Watch For Library Defaults

Some libraries auto-fill fields you didn’t set, like empty arrays or default flags. If Discord changes a rule, those defaults can start failing. When that happens, print the final payload your library sends, not the object you built in your own code.

Handle 5xx Errors And Discord Outages With Safe Retries

5xx codes mean Discord failed to complete a valid request. It might be a brief outage, a gateway issue, or a routing problem. Your job is to retry in a controlled way so you get back fast without adding load to a shaky service.

Retry Only When It’s Safe

A safe retry is one that won’t create duplicates. GET requests are safe to retry. POST requests that create messages are risky, since a retry can post twice. If you must retry a create call, add your own idempotency guard, like storing a request ID per action and skipping repeats.

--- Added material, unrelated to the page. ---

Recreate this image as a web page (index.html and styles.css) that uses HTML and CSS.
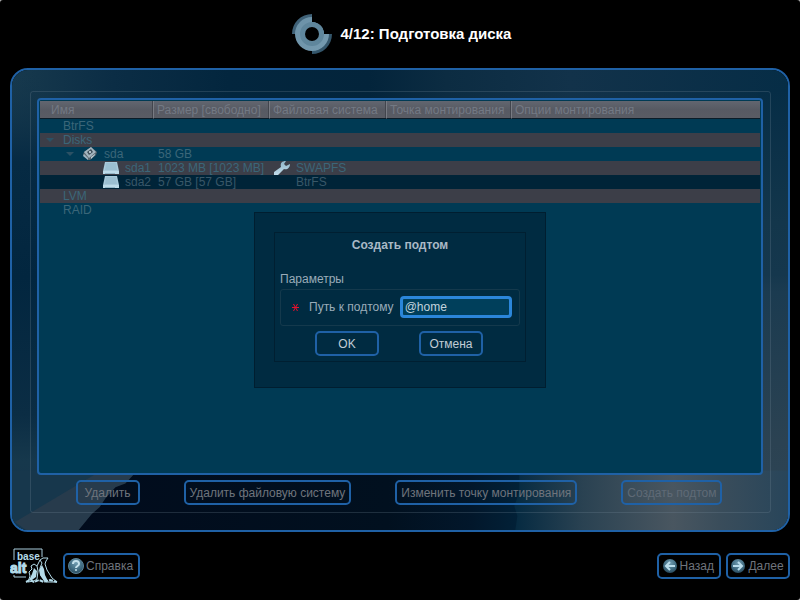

  • Wait with backoff — Increase delays between retries to avoid a tight loop.
  • Stop after a cap — Set a retry limit, then surface a clear error to the caller.
  • Check Discord status — If there’s a live incident, pause non-urgent jobs until it clears.

A small health check warns you early. Ping one safe GET route on a schedule and log status and latency. If it flips to 5xx, slow traffic and notify your team.

  • Track one canary call — Log status and latency for a safe GET route.
  • Gate risky writes — Pause sends during spikes, then drain the queue slowly.

When 5xx hits only one route, check if your payload is large or your call rate is high. Those patterns can amplify transient failures. When 5xx hits many routes at once, treat it as a service issue and slow your traffic across the board.

Once your bot is stable again, keep one record from the failure window: timestamps, endpoints, and retry counts. That record helps you tune your queue and backoff so the next incident is calmer.